Why invest in bonds instead of stocks?

Let me start by saying that stocks and bonds are not mutually exclusive. Indeed, a smart investor keeps a balanced and diverse portfolio that reflects their age, attitude to risk and personal set of circumstances. That said, as we go into 2020, if your portfolio is sitting heavy in equity investments you may wish to look at redistributing some of that towards bonds. Now, let me explain why…

A year into writing this blog and the global recession many (including myself) expected still hasn’t arrived. As a result, the stock market remains a happy place for investors, with the FTSE 100 up 13.5% in 2019. Apparently, this longest-ever bull cycle has something to do with all the quantitive easing that took place during the last recession in 2008. This teamed with central banks holding interest rates below 1% for a decade now has seen money poured into the stock markets over bank savings accounts.

I’m no economist but when respected hedge fund managers like Ray Dalio say we’re now in the seventh inning of this economic cycle, I’m inclined to listen. Frankly, I’m nervous because, at the time of writing, a significant portion of my savings are still invested in the stock market.

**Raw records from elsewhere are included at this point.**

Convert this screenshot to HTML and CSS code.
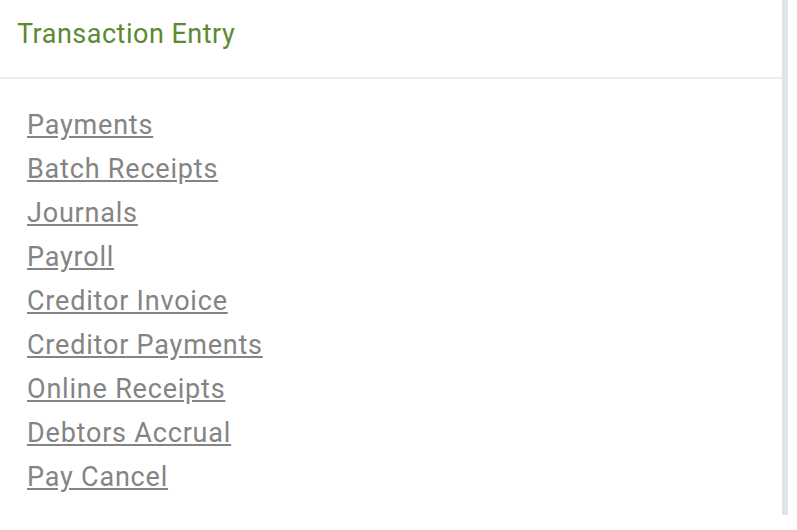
FILE: index.html
```html
<!DOCTYPE html>
<html lang="en">
<head>
    <meta charset="UTF-8">
    <meta name="viewport" content="width=device-width, initial-scale=1.0">
    <title>Transaction Entry</title>
    <link rel="stylesheet" href="styles.css">
</head>
<body>

    <div class="panel">
        <div class="panel-head">Transaction Entry</div>
        <ul class="links">
            <li><a href="#">Payments</a></li>
            <li><a href="#">Batch Receipts</a></li>
            <li><a href="#">Journals</a></li>
            <li><a href="#">Payroll</a></li>
            <li><a href="#">Creditor Invoice</a></li>
            <li><a href="#">Creditor Payments</a></li>
            <li><a href="#">Online Receipts</a></li>
            <li><a href="#">Debtors Accrual</a></li>
            <li><a href="#">Pay Cancel</a></li>
        </ul>
    </div>

</body>
</html>
```
FILE: styles.css
```css
* {
    margin: 0;
    padding: 0;
}

body {
    font-family: Roboto, "Liberation Sans", sans-serif;
    background: #fff;
}

.panel {
    width: 782px;
    height: 515px;
    border-right: 6px solid #dfe4e6;
}

.panel-head {
    height: 77px;
    padding-left: 17px;
    line-height: 68px;
    font-size: 27px;
    letter-spacing: 0.5px;
    color: #5b8a31;
    border-bottom: 2px solid #eeeeee;
}

.links {
    list-style: none;
    padding: 24px 0 0 27px;
}

.links li {
    line-height: 44px;
    font-size: 27px;
    letter-spacing: 0.8px;
}

.links a {
    color: #848484;
    text-decoration: underline;
}
```
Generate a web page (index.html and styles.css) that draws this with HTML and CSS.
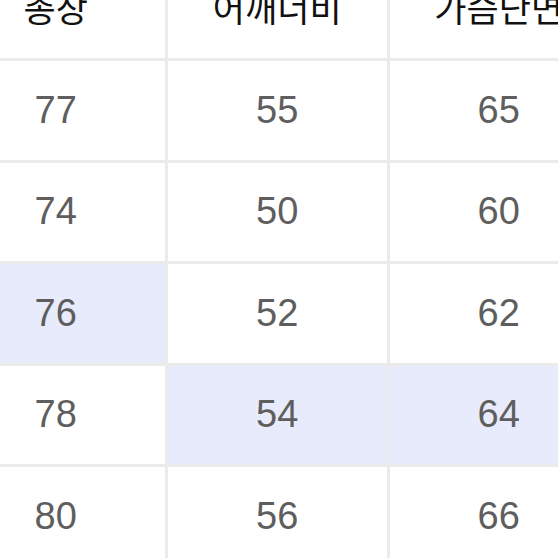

Whilst that’s not a big deal for my SIPP (as I’m still 30 years from retirement), it’s much more troubling for savings that I may need access to over the next few years.

Recently, I have started looking at alternative ways to invest. Already, some of my savings are held in cash in my Monzo savings pot. On the plus side, holding cash is risk-free and the Monzo pot makes it highly convenient to dip into if I overspend in any given month. On the downside, I’m getting an interest rate of 1%, which is well below inflation, and so I’m effectively losing money in “real terms”.

I’ve been looking for that happy medium of asset classes, something between stocks and cash in terms of risk but offering an above-inflation interest rate, and that has led me to bonds. More specifically, I have been researching corporate bonds which can be invested in via the Wisealpha platform.

What are corporate bonds?

Put simply, a corporate bond is a loan from an investor to a company for which the investor receives a fixed income which is the interest the company has agreed to pay on that loan (known as the “coupon”).

Why Wisealpha?

In a very similar way Freetrade are democratising investing in the stock market by making it easier to understand and more accessible, I see Wisealpha, another relatively new fintech, as doing the same for bonds.

I have been educating myself in the world of corporate bonds using their free Bond Academy. This three-part module is a useful feature that Wisealpha offer because I have discovered there is a fair amount of jargon when it comes to bonds.

There are a wide range of high yield bond offerings with some very large companies and, since these are fractional bonds, an investment can be made for a little as £100. Furthermore, Wisealpha have a secondary market meaning, in the event you need to access the funds before the maturity date of the bond, you can sell your bond on to another investor.

Caveats to investing in bonds

I think the main two things to understand before investing in bonds are:
1. The associated risk that the bond won’t be repaid e.g. the company goes into administration.
2. The factors that bear on the value of a bond going up or down, which include changes in base interest rates, rates of inflation, and changes in the bond’s credit rating.


Bonds can be less risky than equities, particularly when there is speculation of a global recession. High yield, corporate bonds might be riskier than government bonds/gilts and are certainly more risky than holding cash but offer investments the opportunity of a higher return.

The world of bonds is full of jargon so a bit of self-learning is vital and I have highlighted two areas to particularly focus on above.

In my view, if you look into all of the above and consider that a global recession is likely on the horizon then bonds held with financially strong, well-established companies are an attractive proposition for investors in 2020. Personally, I will start by investing £1,000 into a couple of different bonds via Wisealpha very soon.